Charles Leclerc celebrated a remarkable Italian GP win and then remembered the day he was refused entry through the gates of Ferrari’s Maranello headquarters.
Aged just 21, Leclerc held off a Mercedes onslaught at Monza to become the youngest driver dressed in red to win Ferrari’s home race, ending a nine-year losing streak for the Italian team.
Following in the footsteps of Alberto Ascari, John Surtees, Michael Schumacher and Fernando Alonso, Leclerc became the 11th Ferrari driver to win here, completing the ultimate Italian job at his very first attempt.
The Tifosi have a new hero. Formula One’s fanatical army spilled over on to the pit striaght, lining up in their thousands to see Leclerc hoist the winners’ trophy into the air.
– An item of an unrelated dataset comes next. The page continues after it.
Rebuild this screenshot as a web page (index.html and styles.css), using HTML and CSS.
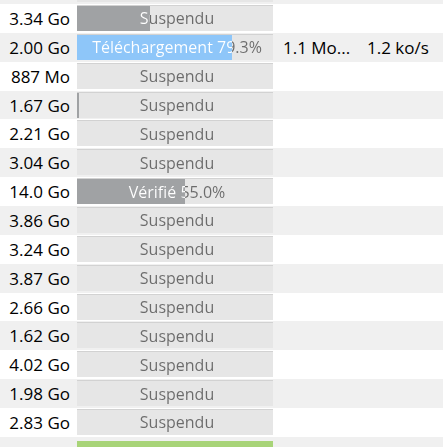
FILE: index.html
```html
<!DOCTYPE html>
<html lang="fr">

<head>
  <meta charset="UTF-8">
  <meta name="viewport" content="width=device-width, initial-scale=1.0">
  <title>Téléchargements</title>
  <link rel="stylesheet" href="styles.css">
</head>

<body>
  <div id="torrent-list">
    <div class="row">
      <div class="cell-size"></div>
      <div class="progress"></div>
    </div>
    <div class="row">
      <div class="cell-size">3.34 Go</div>
      <div class="progress paused" style="--done: 37%"><span class="label">Suspendu</span></div>
    </div>
    <div class="row">
      <div class="cell-size">2.00 Go</div>
      <div class="progress downloading" style="--done: 79.3%"><span class="label">Téléchargement 79.3%</span></div>
      <div class="cell-rate">1.1 Mo...</div>
      <div class="cell-rate">1.2 ko/s</div>
    </div>
    <div class="row">
      <div class="cell-size">887 Mo</div>
      <div class="progress"><span class="label">Suspendu</span></div>
    </div>
    <div class="row">
      <div class="cell-size">1.67 Go</div>
      <div class="progress paused" style="--done: 1.2%"><span class="label">Suspendu</span></div>
    </div>
    <div class="row">
      <div class="cell-size">2.21 Go</div>
      <div class="progress"><span class="label">Suspendu</span></div>
    </div>
    <div class="row">
      <div class="cell-size">3.04 Go</div>
      <div class="progress"><span class="label">Suspendu</span></div>
    </div>
    <div class="row">
      <div class="cell-size">14.0 Go</div>
      <div class="progress paused" style="--done: 55%"><span class="label">Vérifié 55.0%</span></div>
    </div>
    <div class="row">
      <div class="cell-size">3.86 Go</div>
      <div class="progress"><span class="label">Suspendu</span></div>
    </div>
    <div class="row">
      <div class="cell-size">3.24 Go</div>
      <div class="progress"><span class="label">Suspendu</span></div>
    </div>
    <div class="row">
      <div class="cell-size">3.87 Go</div>
      <div class="progress"><span class="label">Suspendu</span></div>
    </div>
    <div class="row">
      <div class="cell-size">2.66 Go</div>
      <div class="progress"><span class="label">Suspendu</span></div>
    </div>
    <div class="row">
      <div class="cell-size">1.62 Go</div>
      <div class="progress"><span class="label">Suspendu</span></div>
    </div>
    <div class="row">
      <div class="cell-size">4.02 Go</div>
      <div class="progress"><span class="label">Suspendu</span></div>
    </div>
    <div class="row">
      <div class="cell-size">1.98 Go</div>
      <div class="progress"><span class="label">Suspendu</span></div>
    </div>
    <div class="row">
      <div class="cell-size">2.83 Go</div>
      <div class="progress"><span class="label">Suspendu</span></div>
    </div>
    <div class="row">
      <div class="cell-size"></div>
      <div class="progress seeding" style="--done: 100%"></div>
    </div>
  </div>
</body>

</html>
```

FILE: styles.css
```css
body {
  margin: 0;
  background-color: white;
  font-family: "Open Sans", "Noto Sans", sans-serif;
  font-size: 17px;
  color: #000;
  overflow: hidden;
}

/* first row is scrolled almost out of view */
#torrent-list {
  margin-top: -24.86px;
}

.row {
  display: flex;
  align-items: center;
  height: 28.86px;
  white-space: nowrap;
}

.row:nth-child(odd) {
  background-color: #f0f0f0;
}

.cell-size {
  width: 70px;
  padding-right: 7px;
  text-align: right;
}

.cell-rate {
  padding-left: 10px;
  width: 74px;
}

/* --done is the finished part, the label turns white over it */
.progress {
  --done: 0%;
  --bar: #a0a2a4;
  position: relative;
  width: 196px;
  height: 25px;
  margin-top: -1px;
  background-color: #e6e6e6;
  border-top: 1px solid #d2d2d2;
  display: flex;
  align-items: center;
  font-size: 16px;

  &::before {
    content: "";
    position: absolute;
    top: 0;
    left: 0;
    bottom: 0;
    width: var(--done);
    background-color: var(--bar);
  }

  .label {
    position: relative;
    width: 100%;
    padding-left: 4px;
    box-sizing: border-box;
    text-align: center;
    background: linear-gradient(to right, #fff var(--done), #6b6b6b var(--done));
    -webkit-background-clip: text;
    background-clip: text;
    color: transparent;
  }
}

.paused {
  --bar: #a0a2a4;
}

.downloading {
  --bar: #8ec6f9;
}

.seeding {
  --bar: #a8d478;
  margin-top: 5px;
  border-top: none;
}
```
Flares were lit, red, white and green ticker tape fell from the sky and giant Ferrari flags were unfurled as fans scaled the catch fencing just to get a glimpse of the team’s new star.
Pantomime boos rang out for Lewis Hamilton, who finished third – the world champion slipping behind Valtteri Bottas after falling off the road in his absorbing wheel-to-wheel battle with Leclerc. But this was a day in which the five-time world champion would play second fiddle to the sport’s rising star.
Leclerc’s young life has been tinged with tragedy. His father, Herve, died two years ago. He registered his first grand prix win in Belgium just 24 hours after the death of his friend Anthoine Hubert in a Formula Two crash. Leclerc was also the godson of Jules Bianchi, the Ferrari academy driver who died in July 2015, nine months after his devastating crash at the rain-hit Japanese Grand Prix.
“I first went to Maraenllo with Jules,” said Leclerc. “They wouldn’t let me in the factory. Now it is a little bit easier to go inside.
“I remember dreaming of one day going through those doors and seeing how a Formula One team works, especially Ferrari. As soon as you arrive in Maranello, you can feel that everyone is there to work for Ferrari, and that they are completely crazy for Ferrari.
“The podium here went beyond all the dreams I have had as a child. To see so many people cheering and singing for one team was amazing.
“During the race, I thought how much the win would mean to all those fans in the grandstands, and it was adding a bit of pressure.”
Yet Leclerc held his nerve. The young Monegasque’s credentials were tested to breaking point with Hamilton breathing down his neck for most of Sunday’s breathless 53-lap race.
First, Leclerc was shown a black-and-white flag, Formula One’s answer to a yellow card, after Hamilton claimed he was pushed off the road by the Ferrari driver at the Roggia chicane.
“He didn’t leave me a car’s width,” Hamilton yelled. “He pushed me off.”
Thirteen laps later, Leclerc then ran over the kerbs at the Rettifilo chicane before rejoining in front of Hamilton. Hamilton was hot on Leclerc’s heels through the ensuing high-speed Curve Grande. The 21-year-old’s defence was aggressive, but fair, according to the stewards, who noted but did not investigate the incident.
Hamilton did not concur. “There is some dangerous driving going on,” he said on the radio.
“I had to avoid colliding with him a couple of times, but that is how racing is today,” said Hamilton after the race. “I can talk to Charles in private about it. It is nothing major.
“We constantly asked for consistency from stewards. There was a rule put in place and it wasn’t abided by today. Maybe the stewards woke up on the wrong side of bed.”
Hamilton was forced into an extra stop, his tyres shot following his thrilling, but fruitless pursuit of Leclerc. The 34-year-old Briton secured a bonus point for posting the fastest lap of the race, and will head to the Singapore Grand Prix in a fortnight with a reduced 63-point championship lead over Bottas ahead of the final seven rounds.
Leclerc moves up to fourth in the standings, 13 points ahead of Ferrari team-mate Sebastian Vettel, after his win at the Italian GP. In contrast to Leclerc’s heroics, the four-time world champion took the chequered flag a dismal 13th and one lap down after he spun on lap six.